Salisbury went with Richard II to Ireland in 1399, and returned to North Wales to raise troops once news was received of Bolingbroke’s landing. Although he was successful in assembling a large force, these men quickly dispersed because Richard II did not appear quickly enough. By the time Richard did appear at Conwy, his combined force amounted to a mere handful.
Once Henry had seized power, Montagu was quickly arrested and lodged in the Tower. He was apparently suspected of involvement in the alleged murder of the Duke of Gloucester, though there seems to be no evidence that he was. Lord Morley challenged him to a duel on these grounds; but although a time and place were assigned it never took place due to later events.
Released, Salisbury took a leading part in the Epiphany Rising against Henry IV. Captured at Cirencester, he was executed (or rather murdered) by a mob; and it was noted that he refused the ministrations of a priest.

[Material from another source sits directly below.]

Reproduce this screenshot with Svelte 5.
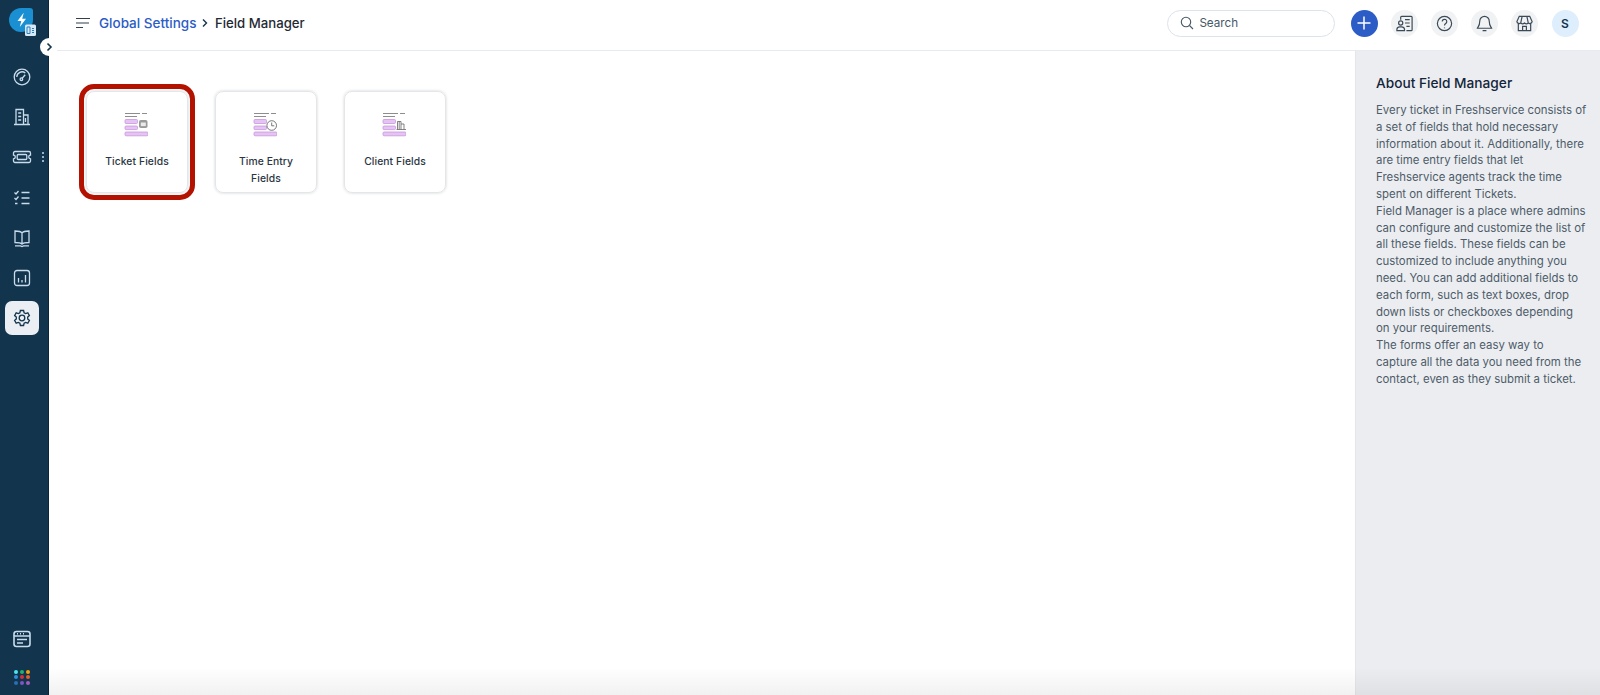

His widow was allowed a couple of manors for her support, although it seems certain she had other resources. It was a much less generous allowance than that given to Henry’s sister and cousin, who were also widowed in the same rising.
Salisbury’s eldest son, Thomas, was allowed part of his inheritance in 1409 and the rest of it in 1421 when he was formally invested as Earl of Salisbury. (He had been summoned to Parliament as such since 1409!) He was a faithful subject of Henry V, serving in important military capacities until 1428 when he was killed at Orleans. He left as sole heir his daughter Alice, who was married to Richard Neville, eldest son of Ralph Neville and Joan Beaufort. Thus the Salisbury lands and titles fell into the Neville maw, and eventually passed to Warwick the Kingmaker.
It may be noted that Isabel and Anne Neville had a Lord Mayor of London among their ancestors.